This section contains brigandine body protection. Here you can see different models of armour, which was popular in medieval Europe, Bizantium and Asia.
Every item is handcrafted and made-to-measure. We make every item according to historical analogues, which are kept in museums or shown on the medieval paintings, gravures or manuscripts.
To order one of these brigandine, you need to do few simple steps:
- Open the wished item;
- Choose required type and thickness of metal plates;
- Choose cover outer layer (wool, leather, suede or velvet) and lining (cotton, linen) for your brigandine;
- Define metal for buckles (steel or brass);
- Select required rivets;
- Choose decoration for your armour (festoons, trimming).

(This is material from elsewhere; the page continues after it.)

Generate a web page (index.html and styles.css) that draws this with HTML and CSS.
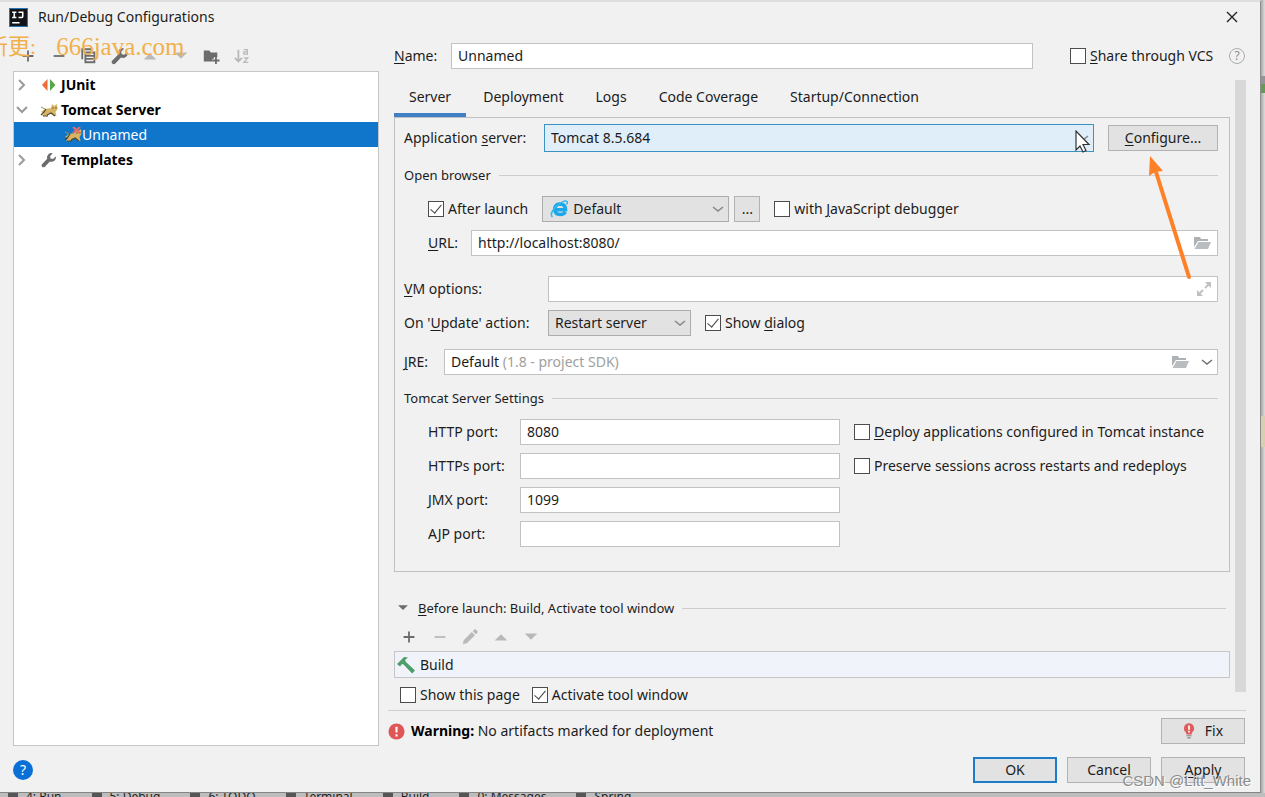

If you have any difficulties with choosing, please contact our manager. We’ll help you to define your size, required model and its complement.
Once all options have chosen, you need to add item to the cart and make a payment. After that, manager will contact you with measurement request and specification of order’s details.
All samples of presented body protection are perfect for participation in the tournaments of medieval fencing, historical festivals, bohurts and reenactment events. Depending on the complement, such defense is compliant to the standards and rules of such social movements, as SCA (The Society for Creative Anachronism), HEMA (Historical European Martial Arts), HMB (Historical medieval battles).
If you didn’t find the wished armour in this section, we can make it individually for you. Just send picture with detailed description to firstname.lastname@example.org. Then we will quote you and discuss details of order.
Basically, brigandine is an armour, where metal plates are sewn or riveted to the base. Typical model of the XIV-XV centuries had small plates, which overlapped each other. Thick canvas or leather usually were used as base.
This body defense had so good protective features, so it existed as protective gear in many countries during almost four centuries. It provided steady protection against stabs and slashes. At the same time, armour did not hinder the movements (generally, due to plates layout), and provided a warrior with good mobility to attack and respond for a treat. Front and side cuts contributed greatly to it as well. Moreover, unlike the chainmail brigandine did not ding, what was an advantage for a fighter in some situations.
Rivet head on the outer side of brigandine could create certain pattern. Sometimes, they were decorated with embossing or gilding. Quite often brigandines were being covered with expensive fabrics, such as velvet or silk. Length could vary from waist-level armour to knee-length. First of all, this factor depended on the combat arm and battle technique.
Common infantryman had brigandine with plain bottom edge. Knights of higher social classes could afford such types of decorations, as festoons or beautiful trimming.
Brigandine took on great importance in Asian countries, such as Persia, India, Japan. Mongolian armour Khatangu-degel or so-called “vest- shell’ gained the largest popularity. One of typical feature was a pattern of rivets on the base with contrast edging. Square or leaf-shaped spaulders and elongated tassets were used together with khatangu-degel. Mounted warrior in such armour was almost completely covered with body protection.
Often, brigandine protection was combined with chainmail and plate bracers and greaves. We are referring to brigandine plate armour, which was spreading from the XIV century.